Ich wollte das ja im Text nicht erwähnen, sonst hätte man mir vorgeworfen, ich würde über etwas schreiben, von dem ich keine Ahnung habe. Aber jetzt kann ich gestehen: ich habe noch nie auch nur eine Folge von Lindenstraße gesehen. Anfangs, weil es mich einfach nicht interessierte, in deutsche Wohnküchen zu gucken, später, weil ich mitbekam, dass über das Vehikel Familien-Saga “korrekte” Gesinnung eingepaukt wurde. Dazu musste man das nicht sehen, die Serie wurde medial ja stets umfassend begleitet, Von daher: ab dafür! Ich kann mir gut vorstellen, wie der Alt 68er Volks(um)erzieher Geißendörfer jetzt schäumt. “Da habe ich jahrzehntelang das Volk auf Linie konditioniert, und so dankt ihr mir das jetzt!” Insofern bin ich noch nicht davon überzeugt, dass der spießige Spuk wirklich demnächst zu Ende sein wird.

Manni Meier / 18.11.2018

Ceterum censeo Tatortinem esse delendam! Cum exceptione Professor Boerne und Kommissar Thiel selbstverständlich!

E. Albert / 18.11.2018

Gar keine schlechte Idee. Alles einstellen. Sofort ALLES einstellen. - Gilt das dann auch für den Gebührenzahler? Habe mich erst kürzlich wieder fürchterlich geärgert, dass ich für Propaganda, die ich mir schon lange nicht mehr antue, auch noch bezahlen muss! Wie wäre es einmal damit: sich dem Wettbewerb stellen. Und zwar auf eigene Kosten! Dann kämen die ÖR endlich einmal in der Realität an!

Hubert Bauer / 18.11.2018

Man sagt ja immer, dass in der Lindenstraße der erste Kuss zwischen zwei Männern im deutschen Fernsehen gezeigt wurde. Erst letzte Woche sah ich eine Sendung mit Sketchen von Loriot. Da haben sie eine Parodie auf Staatsempfänge gezeigt und da hat ein russischer Politiker seinen männlichen Sketchpartner intensiver geküsst, als es sich der härtester linksgrüne Lindenstraßenfan vorstellen kann. Und der Sketch dürfte schon gedreht worden sein, bevor die Lindenstraße überhaupt erfunden wurde.

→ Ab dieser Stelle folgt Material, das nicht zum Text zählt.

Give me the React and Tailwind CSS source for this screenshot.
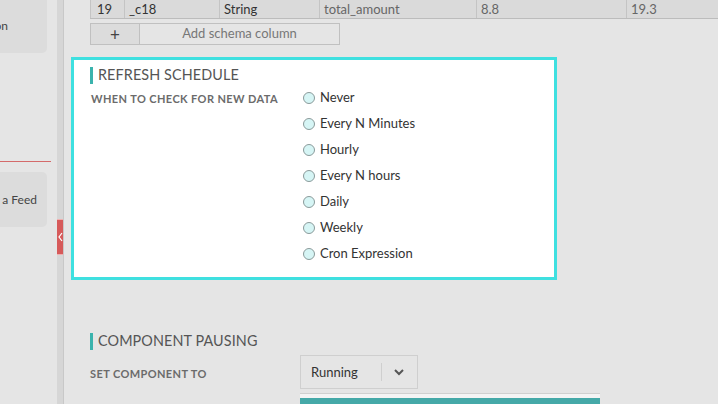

Helmut Bühler / 18.11.2018

Mein gewöhnlich ebenfalls gut informierter Informant sagt, die Serie wird eingestellt weil ihr Publikum, die gesellschaftlich interessierte und informationsbeflissene Hartz4-Gemeinde, vor einem großen soziokulturellen Umbruch steht. Demnächst stellen da unsere Schutzsuchenden die Mehrheit. Es wäre also wenig kultursensibel, den Kartoffelfunk weiterzuführen. Nach einer kurzen Pause wird dann das neue Format “Balkanroute” an den Start gehen. Wenn nicht vorher das Kalifat ‘almania ausgerufen wird sind ihm ebenfalls 1000 Folgen sicher.

Rudi Knoth / 18.11.2018

Die richtige Lindenstraße in München liegt laut Google Earth in Harlaching.

Rolf Menzen / 18.11.2018

Welche Sparzwänge? Fressen die Rückstellungen für die Pensionszahlungen schon die Zwangsgebühren auf?

P.Steigert / 18.11.2018

Ich glaube, der Autor hat die Entwicklung verschlafen. Inzwischen schauen die Leute Netflix. Egal, ob man nebenbei sowieso Zwangsgeld für Propaganda gegen die eigenen Interessen abdrücken muss. Deswegen wird jetzt die EU aktiv (echt) und verlangt, dass 30% lokale Inhalte im Streaming-Angebot vorkommen müssen. Also läuft die Lindenstraße dann bestimmt dort und heißt dann wohl “Seltsamere Dinge in der Lindenstraße”.  Und wenn man das nicht mindestens 10 Stunden pro Monat kuckt, wird das ideologiefreie Restangebot nicht freigeschaltet.